Observations from orbit have detected gypsum on Mars previously. A 
dune field of windblown gypsum on far northern Mars resembles the 
glistening gypsum dunes in White Sands National Monument in New 
Mexico. 

"It is a mystery where the gypsum sand on northern Mars comes from," 
said Opportunity science-team member Benton Clark of the Space 
Science Institute in Boulder, Colo. "At Homestake, we see the mineral 
right where it formed. It will be important to see if there are 
deposits like this in other areas of Mars." 
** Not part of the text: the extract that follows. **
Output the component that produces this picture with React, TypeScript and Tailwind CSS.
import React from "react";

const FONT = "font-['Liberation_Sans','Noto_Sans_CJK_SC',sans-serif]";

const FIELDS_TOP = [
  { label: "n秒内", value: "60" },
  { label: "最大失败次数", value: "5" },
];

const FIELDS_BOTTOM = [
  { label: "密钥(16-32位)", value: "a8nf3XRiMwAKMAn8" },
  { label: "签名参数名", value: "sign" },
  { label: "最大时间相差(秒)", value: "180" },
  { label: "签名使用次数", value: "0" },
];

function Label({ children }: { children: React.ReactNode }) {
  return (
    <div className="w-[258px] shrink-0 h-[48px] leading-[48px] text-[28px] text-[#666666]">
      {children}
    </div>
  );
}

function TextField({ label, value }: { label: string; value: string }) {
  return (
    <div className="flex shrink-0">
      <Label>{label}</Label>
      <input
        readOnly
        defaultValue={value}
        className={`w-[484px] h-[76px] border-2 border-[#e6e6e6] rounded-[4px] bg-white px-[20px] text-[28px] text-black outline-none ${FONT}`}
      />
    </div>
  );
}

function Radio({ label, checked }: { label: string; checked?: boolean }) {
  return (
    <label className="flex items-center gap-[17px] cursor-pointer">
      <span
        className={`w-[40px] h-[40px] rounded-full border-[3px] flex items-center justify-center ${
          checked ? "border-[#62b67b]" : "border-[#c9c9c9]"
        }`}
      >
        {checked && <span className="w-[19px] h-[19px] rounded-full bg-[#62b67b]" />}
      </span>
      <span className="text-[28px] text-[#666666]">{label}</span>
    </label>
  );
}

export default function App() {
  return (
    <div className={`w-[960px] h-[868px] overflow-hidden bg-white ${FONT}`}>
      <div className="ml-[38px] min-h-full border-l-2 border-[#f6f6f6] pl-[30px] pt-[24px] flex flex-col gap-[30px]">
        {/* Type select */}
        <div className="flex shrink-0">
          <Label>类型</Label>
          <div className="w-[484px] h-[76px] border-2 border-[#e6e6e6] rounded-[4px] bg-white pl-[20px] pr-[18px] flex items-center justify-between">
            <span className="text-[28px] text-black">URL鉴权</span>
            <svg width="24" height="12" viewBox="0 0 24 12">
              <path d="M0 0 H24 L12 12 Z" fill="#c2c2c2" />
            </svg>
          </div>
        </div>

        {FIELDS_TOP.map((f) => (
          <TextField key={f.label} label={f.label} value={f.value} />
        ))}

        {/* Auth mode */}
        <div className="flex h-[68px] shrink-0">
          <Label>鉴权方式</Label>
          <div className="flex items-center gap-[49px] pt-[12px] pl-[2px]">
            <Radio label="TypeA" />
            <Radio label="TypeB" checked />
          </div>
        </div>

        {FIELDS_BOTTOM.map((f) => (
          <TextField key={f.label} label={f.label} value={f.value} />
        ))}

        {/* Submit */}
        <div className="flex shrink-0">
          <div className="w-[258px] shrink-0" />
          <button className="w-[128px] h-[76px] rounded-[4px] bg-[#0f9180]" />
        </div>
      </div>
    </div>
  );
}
The Homestake deposit, whether gypsum or another form of calcium 
sulfate, likely formed from water dissolving calcium out of volcanic 
rocks. The minerals combined with sulfur either leached from the 
rocks or introduced as volcanic gas, and was deposited as calcium 
sulfate into an underground fracture that later became exposed at the 
surface. 

Throughout Opportunity's long traverse across Mars' Meridiani plain, 
the rover has driven over bedrock composed of magnesium, iron and 
calcium sulfate minerals that also indicate a wet environment 
billions of years ago. The highly concentrated calcium sulfate at 
Homestake could have been produced in conditions more neutral than 
the harshly acidic conditions indicated by the other sulfate deposits 
observed by Opportunity. 

"It could have formed in a different type of water environment, one 
more hospitable for a larger variety of living organisms," Clark 
said. 

Homestake and similar-looking veins appear in a zone where the 
sulfate-rich sedimentary bedrock of the plains meets older, volcanic 
bedrock exposed at the rim of Endeavour. That location may offer a 
clue about their origin. 

"We want to understand why these veins are in the apron but not out on 
the plains," said the mission's deputy principal investigator, Ray 
Arvidson, of Washington University in St. Louis. "The answer may be 
that rising groundwater coming from the ancient crust moved through 
material adjacent to Cape York and deposited gypsum, because this 
material would be relatively insoluble compared with either magnesium 
or iron sulfates." 

Opportunity and its rover twin, Spirit, completed their three-month 
prime missions on Mars in April 2004. Both rovers continued for years 
of extended missions and made important discoveries about wet 
environments on ancient Mars that may have been favorable for 
supporting microbial life. Spirit stopped communicating in 2010. 
Opportunity continues exploring, currently heading to a sun-facing 
slope on the northern end of the Endeavour rim fragment called "Cape 
York" to keep its solar panels at a favorable angle during the 
mission's fifth Martian winter. 

NASA launched the next-generation Mars rover, the car-sized Curiosity, 
on Nov. 26. It is slated for arrival at the planet's Gale Crater in 
August 2012. 

NASA's Jet Propulsion Laboratory, a division of the California 
Institute of Technology in Pasadena, manages the Mars Exploration 
Rover Project for the NASA Science Mission Directorate in Washington.